| STATED GOAL |
From the first line of the data down to and including the line with "</FilterRow>", copy everything exactly, leaving out pictures.

| MATERIAL TO PROCESS |
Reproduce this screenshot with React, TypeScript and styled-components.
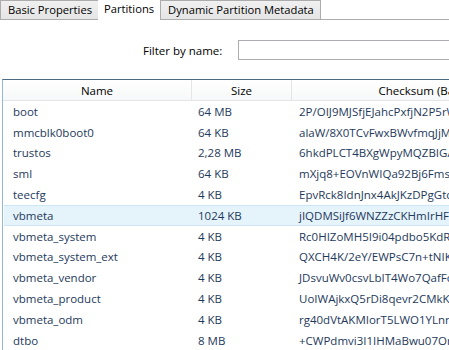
import { FC } from "react"
import styled, { createGlobalStyle } from "styled-components"

const GlobalStyle = createGlobalStyle`
	html, body {
		margin: 0;
		padding: 0;
		background: #ffffff;
		overflow: hidden;
	}
	body {
		font-family: "Open Sans", "Noto Sans", sans-serif;
		font-size: 11.5px;
	}
`

interface Partition {
	name: string
	size: string
	checksum: string
}

const partitions: Partition[] = [
	{ name: "boot", size: "64 MB", checksum: "2P/OIJ9MJSfjEJahcPxfjN2P5rWq8Lk3vT0eX1yQ" },
	{ name: "mmcblk0boot0", size: "64 KB", checksum: "alaW/8X0TCvFwxBWvfmqJjMhR2sK9pQe0Lu" },
	{ name: "trustos", size: "2,28 MB", checksum: "6hkdPLCT4BXgWpyMQZBIGAe5rT1kVn8Ws" },
	{ name: "sml", size: "64 KB", checksum: "mXjq8+EOVnWIQa92Bj6FmsYt3RkP0dLw" },
	{ name: "teecfg", size: "4 KB", checksum: "EpvRck8IdnJnx4AkJKzDPgGtc2Wm7yHq" },
	{ name: "vbmeta", size: "1024 KB", checksum: "jIQDMSiJf6WNZZzCKHmIrHFs4vT9aPqE" },
	{ name: "vbmeta_system", size: "4 KB", checksum: "Rc0HIZoMH5I9i04pdbo5KdRuV8nL2wXc" },
	{ name: "vbmeta_system_ext", size: "4 KB", checksum: "QXCH4K/2eY/EWPsC7n+tNIKa1bZ6oMr" },
	{ name: "vbmeta_vendor", size: "4 KB", checksum: "JDsvuWv0csvLbIT4Wo7QafFc9xKe3Tm" },
	{ name: "vbmeta_product", size: "4 KB", checksum: "UoIWAjkxQ5rDi8qevr2CMkKIh7sN0pYd" },
	{ name: "vbmeta_odm", size: "4 KB", checksum: "rg40dVtAKMIorT5LWO1YLnrGe2jU8fQb" },
	{ name: "dtbo", size: "8 MB", checksum: "+CWPdmvi3I1IHMaBwu07OrZk5tLs9vAx" },
]

const tabs = ["Basic Properties", "Partitions", "Dynamic Partition Metadata"]

const App: FC = () => {
	return (
		<Page>
			<GlobalStyle />
			<TabStrip>
				{tabs.map(tab => (
					<Tab key={tab} $active={tab === "Partitions"}>
						{tab}
					</Tab>
				))}
				<TabFiller />
			</TabStrip>

			<FilterRow>
				<FilterLabel>Filter by name:</FilterLabel>
				<FilterInput type="text" />
			</FilterRow>

			<ListView>
				<HeaderRow>
					<HeaderCell $width={189}>Name</HeaderCell>
					<HeaderCell $width={100}>Size</HeaderCell>
					<HeaderCell $width={278}>Checksum (Base64)</HeaderCell>
				</HeaderRow>
				{partitions.map(p => (
					<Row key={p.name} $selected={p.name === "vbmeta"}>
						<Cell $width={189} $pad={9}>{p.name}</Cell>
						<Cell $width={100} $pad={6}>{p.size}</Cell>
						<Cell $width={278} $pad={7}>{p.checksum}</Cell>
					</Row>
				))}
			</ListView>
		</Page>
	)
}
export default App

const Page = styled.div`
	width: 449px;
	height: 350px;
	overflow: hidden;
	background: #ffffff;
	color: #000000;
`

const TabStrip = styled.div`
	display: flex;
	align-items: flex-end;
	height: 20px;
`

const Tab = styled.div<{ $active: boolean }>`
	flex: none;
	box-sizing: border-box;
	height: 20px;
	padding: 0 6px 0 ${p => (p.$active ? "6px" : "7px")};
	font-size: 11.2px;
	line-height: 18px;
	white-space: nowrap;
	border: 1px solid #acacac;
	border-left: ${p => (p.$active ? "none" : "1px solid #acacac")};
	border-bottom: ${p => (p.$active ? "1px solid #ffffff" : "1px solid #acacac")};
	border-top: ${p => (p.$active ? "none" : "1px solid #acacac")};
	background: ${p => (p.$active ? "#ffffff" : "linear-gradient(#f0f0f0, #e5e5e5)")};
	color: #000000;
	margin-left: -1px;
	&:first-child {
		margin-left: 0;
	}
`

const TabFiller = styled.div`
	flex: 1;
	height: 20px;
	box-sizing: border-box;
	border-bottom: 1px solid #acacac;
`

const FilterRow = styled.div`
	display: flex;
	align-items: center;
	gap: 16px;
	margin-top: 20px;
	padding-left: 143px;
`

const FilterLabel = styled.span`
	flex: none;
	white-space: nowrap;
`

const FilterInput = styled.input`
	flex: none;
	box-sizing: border-box;
	width: 260px;
	height: 20px;
	margin: 0;
	border: 1px solid #abadb3;
	background: #ffffff;
	outline: none;
`

const ListView = styled.div`
	margin: 19px 0 0 2px;
	width: 600px;
	border-top: 1px solid #4c6a84;
	border-left: 1px solid #93b8d4;
`

const HeaderRow = styled.div`
	display: flex;
	height: 21px;
	box-sizing: border-box;
	border-bottom: 1px solid #e5e5e5;
	background: linear-gradient(#ffffff, #f7f8f9);
`

const HeaderCell = styled.div<{ $width: number }>`
	flex: none;
	box-sizing: border-box;
	width: ${p => p.$width}px;
	line-height: 21px;
	text-align: center;
	white-space: nowrap;
	overflow: hidden;
	border-right: 1px solid #e5e5e5;
	color: #000000;
`

const Row = styled.div<{ $selected: boolean }>`
	display: flex;
	align-items: center;
	height: 20.8px;
	box-sizing: border-box;
	margin-left: 1px;
	background: ${p => (p.$selected ? "#e5f3fb" : "transparent")};
	border-top: 1px solid ${p => (p.$selected ? "#cde6f7" : "transparent")};
	border-bottom: 1px solid ${p => (p.$selected ? "#cde6f7" : "transparent")};
`

const Cell = styled.div<{ $width: number; $pad: number }>`
	flex: none;
	box-sizing: border-box;
	width: ${p => p.$width}px;
	padding-left: ${p => p.$pad}px;
	white-space: nowrap;
	overflow: hidden;
	color: #1e395b;
	&:first-child {
		width: ${p => p.$width - 1}px;
	}
`
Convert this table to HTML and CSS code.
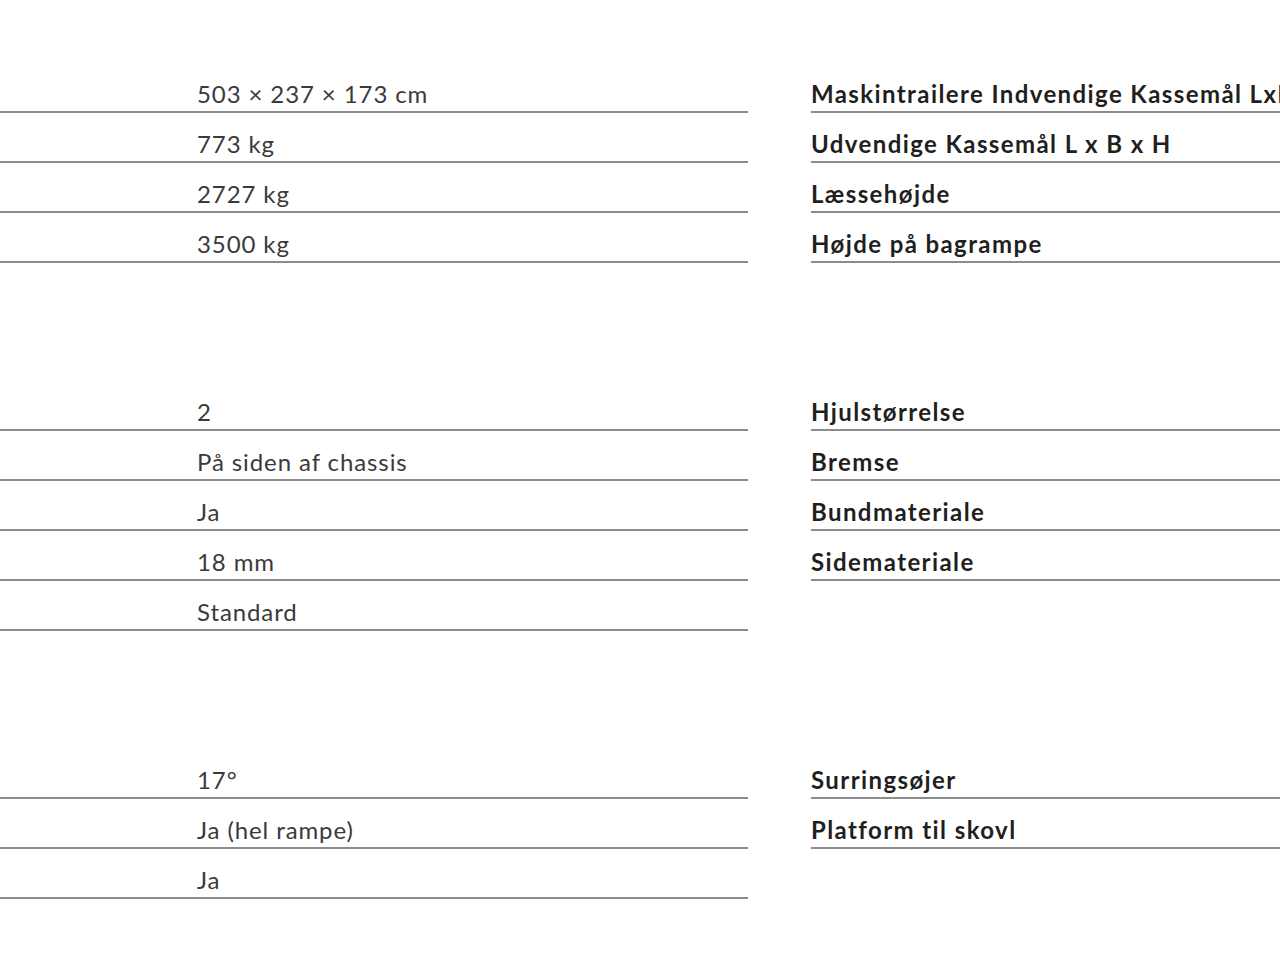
FILE: index.html
```html
<!DOCTYPE html>
<html lang="da">
<head>
<meta charset="utf-8">
<title>Specifikationer</title>
<link rel="stylesheet" href="styles.css">
</head>
<body>
<div class="page">
  <section class="group">
    <div class="col col-left">
      <div class="row">503 × 237 × 173 cm</div>
      <div class="row">773 kg</div>
      <div class="row">2727 kg</div>
      <div class="row">3500 kg</div>
    </div>
    <div class="col col-right">
      <div class="row">Maskintrailere Indvendige Kassemål LxBxH</div>
      <div class="row">Udvendige Kassemål L x B x H</div>
      <div class="row">Læssehøjde</div>
      <div class="row">Højde på bagrampe</div>
    </div>
  </section>
  <section class="group">
    <div class="col col-left">
      <div class="row">2</div>
      <div class="row">På siden af chassis</div>
      <div class="row">Ja</div>
      <div class="row">18 mm</div>
      <div class="row">Standard</div>
    </div>
    <div class="col col-right">
      <div class="row">Hjulstørrelse</div>
      <div class="row">Bremse</div>
      <div class="row">Bundmateriale</div>
      <div class="row">Sidemateriale</div>
    </div>
  </section>
  <section class="group">
    <div class="col col-left">
      <div class="row">17°</div>
      <div class="row">Ja (hel rampe)</div>
      <div class="row">Ja</div>
    </div>
    <div class="col col-right">
      <div class="row">Surringsøjer</div>
      <div class="row">Platform til skovl</div>
    </div>
  </section>
</div>
</body>
</html>
```

FILE: styles.css
```css
html, body {
  margin: 0;
  padding: 0;
  background: #ffffff;
}
body {
  overflow: hidden;
  width: 1280px;
  height: 960px;
  font-family: "Lato", "Noto Sans", sans-serif;
}
.page {
  display: flex;
  flex-direction: column;
  gap: 118px;
  padding-top: 63px;
}
.group {
  display: grid;
  grid-template-columns: 748px 469px;
  column-gap: 63px;
  align-items: start;
  overflow: hidden;
}
.col {
  display: flex;
  flex-direction: column;
  min-width: 0;
}
.row {
  height: 45px;
  padding-bottom: 3px;
  box-sizing: content-box;
  border-bottom: 2px solid #8c8c8c;
  font-size: 24px;
  line-height: 28px;
  display: flex;
  align-items: flex-end;
  white-space: nowrap;
  overflow: hidden;
}
.col-left .row {
  padding-left: 197px;
  color: #3a3a3a;
  font-weight: 400;
  letter-spacing: 0.9px;
}
.col-right .row {
  color: #1f1f1f;
  font-weight: 700;
  letter-spacing: 1.4px;
}
```
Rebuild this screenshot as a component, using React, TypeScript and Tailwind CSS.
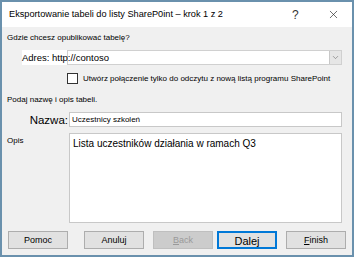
import { X, ChevronDown } from 'lucide-react';

const font = { fontFamily: '"Liberation Sans", Arial, sans-serif' };

function Btn({ label, u, variant = 'normal' }: { label: string; u?: boolean; variant?: 'normal' | 'disabled' | 'default' }) {
  const base = 'w-[60px] h-[18px] flex items-center justify-center leading-none';
  const cls =
    variant === 'disabled'
      ? 'bg-[#cccccc] border border-[#bfbfbf] text-[#9a9a9a] text-[9px]'
      : variant === 'default'
      ? 'bg-[#e1e1e1] border-2 border-[#0078d7] text-black text-[11px] pt-[3px]'
      : 'bg-[#e1e1e1] border border-[#adadad] text-black text-[9px]';
  return (
    <div className={`${base} ${cls}`}>
      {u ? (
        <span>
          <span className="underline">{label[0]}</span>
          {label.slice(1)}
        </span>
      ) : (
        label
      )}
    </div>
  );
}

export default function App() {
  return (
    <div className="w-[354px] h-[257px] border-2 border-[#6a91ad] bg-[#f0f0f0] flex flex-col" style={font}>
      {/* Title bar */}
      <div className="h-[25px] bg-white flex items-center pl-[7px] shrink-0">
        <span className="w-[283px] text-[9.2px] text-black whitespace-nowrap overflow-hidden">
          Eksportowanie tabeli do listy ShareP0int – krok 1 z 2
        </span>
        <span className="w-[35px] text-[12px] text-[#333]">?</span>
        <X className="w-[13px] h-[13px] text-[#222]" strokeWidth={1.2} />
      </div>

      <div className="flex-1 flex flex-col px-[5px]">
        <div className="text-[8px] text-black mt-[5px] h-[11px] leading-[11px] whitespace-nowrap">Gdzie chcesz opublikować tabelę?</div>

        {/* Address */}
        <div className="flex mt-[7px] ml-[15px] mr-[5px] h-[15px] bg-white">
          <span className="text-[9.5px] leading-[15px] w-[45px] whitespace-nowrap">Adres:</span>
          <div className="flex-1 flex border border-[#d0d0d0]">
            <span className="flex-1 text-[9.5px] leading-[13px] -ml-[16px] whitespace-nowrap">http://contoso</span>
            <div className="w-[12px] bg-[#e6e6e6] border-l border-[#c8c8c8] flex items-center justify-center">
              <ChevronDown className="w-[9px] h-[9px] text-[#666]" strokeWidth={1.5} />
            </div>
          </div>
        </div>

        {/* Checkbox */}
        <div className="flex items-center ml-[60px] mt-[8px] h-[11px]">
          <div className="w-[11px] h-[11px] bg-white border border-[#333]" />
          <span className="ml-[5px] text-[8px] whitespace-nowrap">Utwórz połączenie tylko do odczytu z nową listą programu SharePoint</span>
        </div>

        <div className="text-[8px] mt-[10px] h-[11px] leading-[11px] whitespace-nowrap">Podaj nazwę i opis tabeli.</div>

        {/* Name */}
        <div className="flex items-end mt-[7px] mr-[5px] h-[15px]">
          <span className="w-[62px] text-right text-[11.5px] leading-[14px] pr-[1px]">Nazwa:</span>
          <div className="flex-1 h-[15px] bg-white border border-[#c8c8c8] text-[8px] leading-[13px] pl-[2px] whitespace-nowrap">Uczestnicy szkoleń</div>
        </div>

        {/* Description */}
        <div className="flex mt-[6px] mr-[5px]">
          <span className="w-[62px] text-[8px] mt-[2px]">Opis</span>
          <div className="flex-1 h-[90px] bg-white border border-[#c8c8c8] text-[10px] pl-[3px] pt-[2px] whitespace-nowrap">Lista uczestników działania w ramach Q3</div>
        </div>

        {/* Buttons */}
        <div className="flex mt-[8px] ml-[1px]">
          <Btn label="Pomoc" />
          <div className="ml-[16px]"><Btn label="Anuluj" /></div>
          <div className="ml-[9px]"><Btn label="Back" u variant="disabled" /></div>
          <div className="ml-[4px]"><Btn label="Dalej" variant="default" /></div>
          <div className="ml-[9px]"><Btn label="Finish" u /></div>
        </div>
      </div>
    </div>
  );
}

| TASK OUTPUT |
Reproduce this screenshot with React, TypeScript and styled-components.
import { FC } from "react"
import styled, { createGlobalStyle } from "styled-components"

const GlobalStyle = createGlobalStyle`
	html, body {
		margin: 0;
		padding: 0;
		background: #ffffff;
		overflow: hidden;
	}
	body {
		font-family: "Open Sans", "Noto Sans", sans-serif;
		font-size: 11.5px;
	}
`

interface Partition {
	name: string
	size: string
	checksum: string
}

const partitions: Partition[] = [
	{ name: "boot", size: "64 MB", checksum: "2P/OIJ9MJSfjEJahcPxfjN2P5rWq8Lk3vT0eX1yQ" },
	{ name: "mmcblk0boot0", size: "64 KB", checksum: "alaW/8X0TCvFwxBWvfmqJjMhR2sK9pQe0Lu" },
	{ name: "trustos", size: "2,28 MB", checksum: "6hkdPLCT4BXgWpyMQZBIGAe5rT1kVn8Ws" },
	{ name: "sml", size: "64 KB", checksum: "mXjq8+EOVnWIQa92Bj6FmsYt3RkP0dLw" },
	{ name: "teecfg", size: "4 KB", checksum: "EpvRck8IdnJnx4AkJKzDPgGtc2Wm7yHq" },
	{ name: "vbmeta", size: "1024 KB", checksum: "jIQDMSiJf6WNZZzCKHmIrHFs4vT9aPqE" },
	{ name: "vbmeta_system", size: "4 KB", checksum: "Rc0HIZoMH5I9i04pdbo5KdRuV8nL2wXc" },
	{ name: "vbmeta_system_ext", size: "4 KB", checksum: "QXCH4K/2eY/EWPsC7n+tNIKa1bZ6oMr" },
	{ name: "vbmeta_vendor", size: "4 KB", checksum: "JDsvuWv0csvLbIT4Wo7QafFc9xKe3Tm" },
	{ name: "vbmeta_product", size: "4 KB", checksum: "UoIWAjkxQ5rDi8qevr2CMkKIh7sN0pYd" },
	{ name: "vbmeta_odm", size: "4 KB", checksum: "rg40dVtAKMIorT5LWO1YLnrGe2jU8fQb" },
	{ name: "dtbo", size: "8 MB", checksum: "+CWPdmvi3I1IHMaBwu07OrZk5tLs9vAx" },
]

const tabs = ["Basic Properties", "Partitions", "Dynamic Partition Metadata"]

const App: FC = () => {
	return (
		<Page>
			<GlobalStyle />
			<TabStrip>
				{tabs.map(tab => (
					<Tab key={tab} $active={tab === "Partitions"}>
						{tab}
					</Tab>
				))}
				<TabFiller />
			</TabStrip>

			<FilterRow>
				<FilterLabel>Filter by name:</FilterLabel>
				<FilterInput type="text" />
			</FilterRow>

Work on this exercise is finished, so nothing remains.